President George W. Bush

The Iraq War was not the first time that the United States went to war with Iraq. Back in 1990 Saddam Hussein had invaded neighboring Kuwait, an oil-rich nation on the Persian Gulf that Iraq owed extensive sums of money to after the Iran-Iraq War of the 1980s. Iraqi invasion and annexation of Kuwait in August 1990 led to a diplomatic standoff and then the inception of Operation Desert Storm in January 1991. However, the US did not initiate a large scale invasion of Iraq itself and did not engage in regime change. Hussein’s Iraq was placed under heavy sanctions instead through the 1990s and into the early 2000s. What changed matters was the 9/11 attacks on the US in September 2001 and the inception of the US War on Terror. Once the administration of President George W. Bush had completed its initial operations in Afghanistan in 2001 and 2002 it moved on to considering the removal of Hussein from power in 2003. The invasion of Iraq was viewed as a war of adventure and an act of American neo-imperialism in the Middle East by many of America’s traditional allies such as France and the invasion was controversial from the very beginning.[2]

Saddam Hussein

The Iraq War or Second Gulf War commenced in March 2003 when US, British and other allied forces invaded Iraq. The Iraqi security forces crumbled in the face of the invasion and by mid-April the alliance’s forces were largely in control of the country. The leaders of the Ba’ath Party had fled into hiding and were only gradually killed or captured. Hussein was apprehended hiding in a hole in the ground in December 2003. After a long incarceration and trial he was executed in December 2006.[3]

While the initial invasion was a striking success, the occupation of Iraq opened up a series of much graver problems as nationalist and religious tensions that had been held at bay by the Ba’ath regime for years exploded into action. By 2004 the US and British were fighting a very violent and difficult counterinsurgency and asymmetrical war across Iraq. With large parts of the country effectively coming under the rule of local militias and religious leaders, a US troop surge was initiated to bring in tens of thousands of more US marines. This did serve to stabilize the country to some extent over the next year and a half.[4]

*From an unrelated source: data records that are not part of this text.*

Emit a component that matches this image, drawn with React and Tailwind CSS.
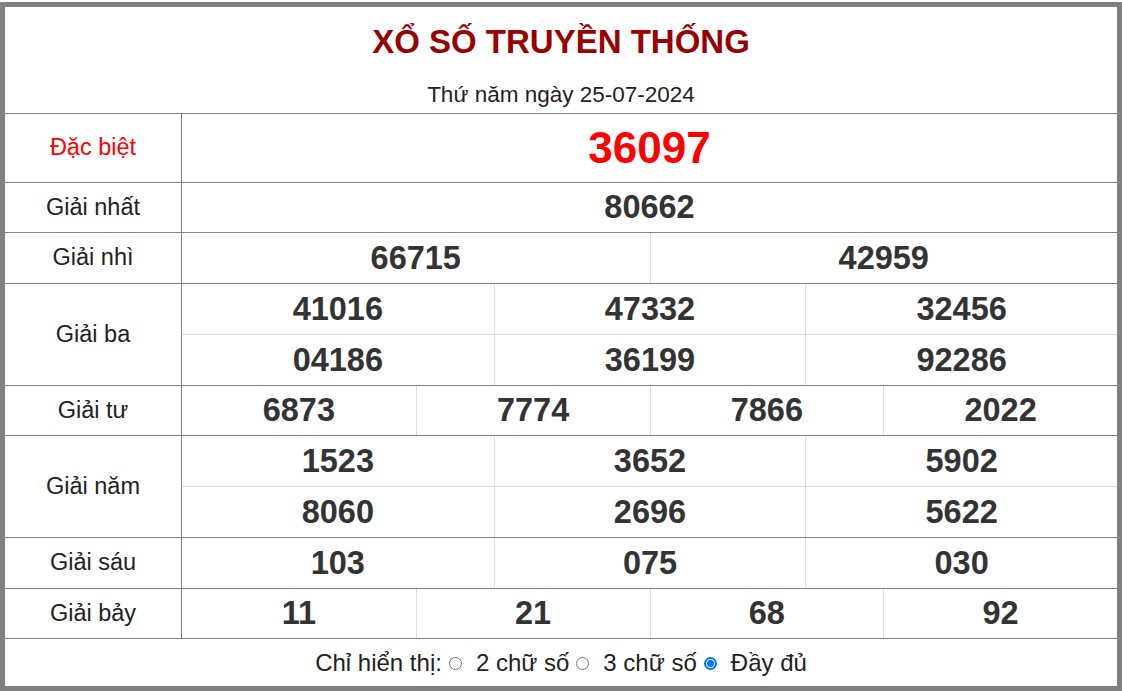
import React from "react";

const Num = ({ children, cls = "" }) => (
  <div className={"flex items-center justify-center font-bold text-[32.5px] text-[#333333] " + cls}>{children}</div>
);

const Label = ({ children, red }) => (
  <div className={"w-[177px] shrink-0 border-r border-[#808080] flex items-center justify-center text-[23.5px] " + (red ? "text-[#ff0000]" : "text-[#222222]")}>
    {children}
  </div>
);

const Row3 = ({ vals, top }) => (
  <div className={"grid grid-cols-3 " + (top ? "h-[51px] border-t border-[#dddddd]" : "h-[50px]")}>
    {vals.map((v, i) => (
      <Num key={i} cls={i > 0 ? "border-l border-[#dddddd]" : ""}>{v}</Num>
    ))}
  </div>
);

const Row4 = ({ vals }) => (
  <div className="grid grid-cols-4 h-full">
    {vals.map((v, i) => (
      <Num key={i} cls={i > 0 ? "border-l border-[#dddddd]" : ""}>{v}</Num>
    ))}
  </div>
);

const Radio = ({ checked }) =>
  checked ? (
    <span className="shrink-0 ml-[7px] mr-[14px] mt-[1px] w-[13px] h-[13px] rounded-full border-[2px] border-[#0075ff] bg-white flex items-center justify-center">
      <span className="w-[7px] h-[7px] rounded-full bg-[#0075ff]" />
    </span>
  ) : (
    <span className="shrink-0 ml-[7px] mr-[14px] mt-[1px] block w-[13px] h-[13px] rounded-full border-[1.5px] border-[#767676] bg-white" />
  );

export default function App() {
  return (
    <div className="mt-[2px] w-[1122px] h-[689px] border-[5px] border-[#808080] bg-white font-['Liberation_Sans',Arial,sans-serif] flex flex-col">
      <div className="h-[106px] flex flex-col items-center">
        <div className="mt-[15px] text-[33px] leading-[40px] font-bold text-[#990000]">XỔ SỐ TRUYỀN THỐNG</div>
        <div className="mt-[19px] text-[22.5px] leading-[28px] text-[#222222]">Thứ năm ngày 25-07-2024</div>
      </div>

      <div className="flex h-[69px] border-t border-[#808080]">
        <Label red>Đặc biệt</Label>
        <div className="flex-1 flex items-center justify-center font-bold text-[44px] text-[#ff0000]">36097</div>
      </div>

      <div className="flex h-[50px] border-t border-[#808080]">
        <Label>Giải nhất</Label>
        <Num cls="flex-1">80662</Num>
      </div>

      <div className="flex h-[51px] border-t border-[#808080]">
        <Label>Giải nhì</Label>
        <div className="flex-1 grid grid-cols-2">
          <Num>66715</Num>
          <Num cls="border-l border-[#dddddd]">42959</Num>
        </div>
      </div>

      <div className="flex h-[102px] border-t border-[#808080]">
        <Label>Giải ba</Label>
        <div className="flex-1 flex flex-col">
          <Row3 vals={["41016", "47332", "32456"]} />
          <Row3 top vals={["04186", "36199", "92286"]} />
        </div>
      </div>

      <div className="flex h-[50px] border-t border-[#808080]">
        <Label>Giải tư</Label>
        <div className="flex-1">
          <Row4 vals={["6873", "7774", "7866", "2022"]} />
        </div>
      </div>

      <div className="flex h-[102px] border-t border-[#808080]">
        <Label>Giải năm</Label>
        <div className="flex-1 flex flex-col">
          <Row3 vals={["1523", "3652", "5902"]} />
          <Row3 top vals={["8060", "2696", "5622"]} />
        </div>
      </div>

      <div className="flex h-[51px] border-t border-[#808080]">
        <Label>Giải sáu</Label>
        <div className="flex-1 grid grid-cols-3">
          <Num>103</Num>
          <Num cls="border-l border-[#dddddd]">075</Num>
          <Num cls="border-l border-[#dddddd]">030</Num>
        </div>
      </div>

      <div className="flex h-[50px] border-t border-[#808080]">
        <Label>Giải bảy</Label>
        <div className="flex-1">
          <Row4 vals={["11", "21", "68", "92"]} />
        </div>
      </div>

      <div className="flex-1 border-t border-[#808080] flex items-center justify-center text-[24px] text-[#222222]">
        <span>Chỉ hiển thị:</span>
        <Radio />
        <span>2 chữ số</span>
        <Radio />
        <span>3 chữ số</span>
        <Radio checked />
        <span>Đầy đủ</span>
      </div>
    </div>
  );
}
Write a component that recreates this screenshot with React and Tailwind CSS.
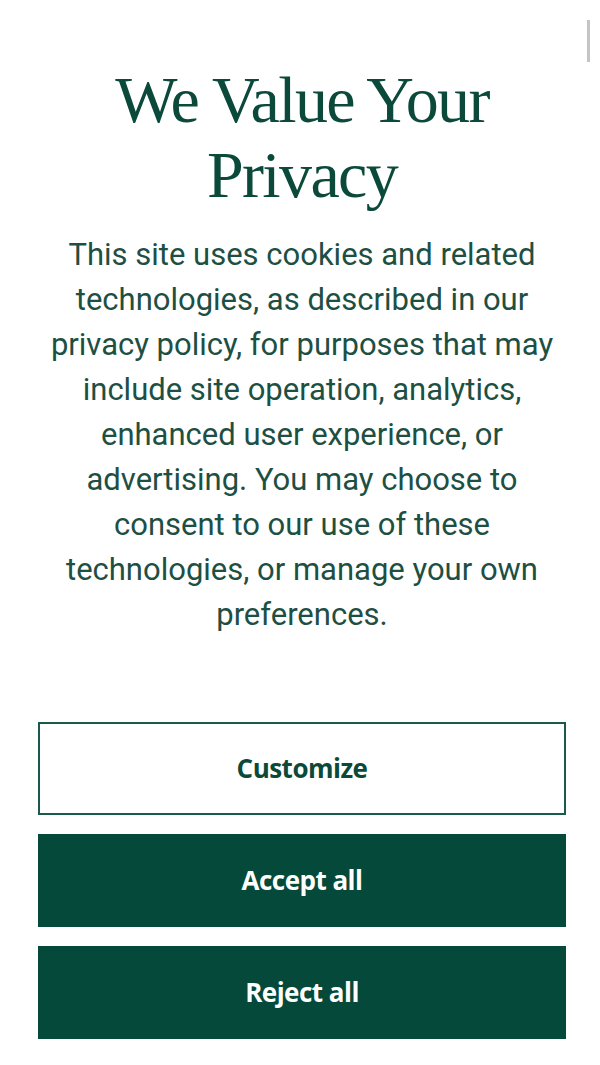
import React from 'react';

export default function App() {
  return (
    <div className="relative min-h-[1065px] w-[600px] bg-white">
      {/* overlay scrollbar thumb */}
      <div className="absolute right-[10px] top-[20px] h-[42px] w-[3px] bg-[#c4c4c4]" />

      <div className="flex flex-col pl-[38px] pr-[34px] pt-[62px]">
        <h1 className="text-center font-['Liberation_Serif',serif] text-[66px] leading-[75px] tracking-[-0.025em] text-[#0b4a3b]">
          We Value Your Privacy
        </h1>

        <p className="mx-auto mt-[20px] max-w-[528px] text-center font-['Roboto',sans-serif] text-[31px] leading-[45px] text-[#1d4f43]">
          This site uses cookies and related technologies, as described in our privacy policy, for purposes that may include site operation, analytics, enhanced user experience, or advertising. You may choose to consent to our use of these technologies, or manage your own preferences.
        </p>

        <div className="mt-[85px] flex flex-col gap-[19px]">
          <button className="h-[93px] w-full border-2 border-[#1a5a4a] bg-white font-['Open_Sans',sans-serif] text-[26px] font-bold tracking-[-0.02em] text-[#0b4a3b]">
            Customize
          </button>
          <button className="h-[93px] w-full bg-[#04493a] font-['Open_Sans',sans-serif] text-[26px] font-bold tracking-[-0.02em] text-white">
            Accept all
          </button>
          <button className="h-[93px] w-full bg-[#04493a] font-['Open_Sans',sans-serif] text-[26px] font-bold tracking-[-0.02em] text-white">
            Reject all
          </button>
        </div>
      </div>
    </div>
  );
}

The inauguration of Barack Obama as president of the United States then led to a process of disentanglement as the US sought to leave the country. By 2011 it was believed that the security situation and the political system were stable enough that US soldiers could be pulled out of the country. Iraq descended into renewed violence in the years that followed. The death toll of the war is widely debated. Some estimates suggest the direct number of deaths was around 300,000, but others argue that the death toll was as high as one million people when indirect deaths are taken into account.[5]

Extent of migration during and after the Iraq WarExtent of migration during and after the Iraq War

ISIS territory (grey) in June 2015

The US-led intervention in Iraq and the occupation and asymmetrical war which followed led to massive displacement in Iraq. By some estimates, over nine million people were temporarily or permanently displaced internally and externally. A great many of these were able to return to where they lived after a time or settled elsewhere in Iraq, but many had their lives uprooted by the conflict and hundreds of thousands left the country altogether during the period of US occupation.[6] There are still hundreds of thousands of Iraqis who began migrating twenty years ago displaced today. Thus, in years to come many millions of people will trace an ancestor who migrated because of the Second Gulf War.[7]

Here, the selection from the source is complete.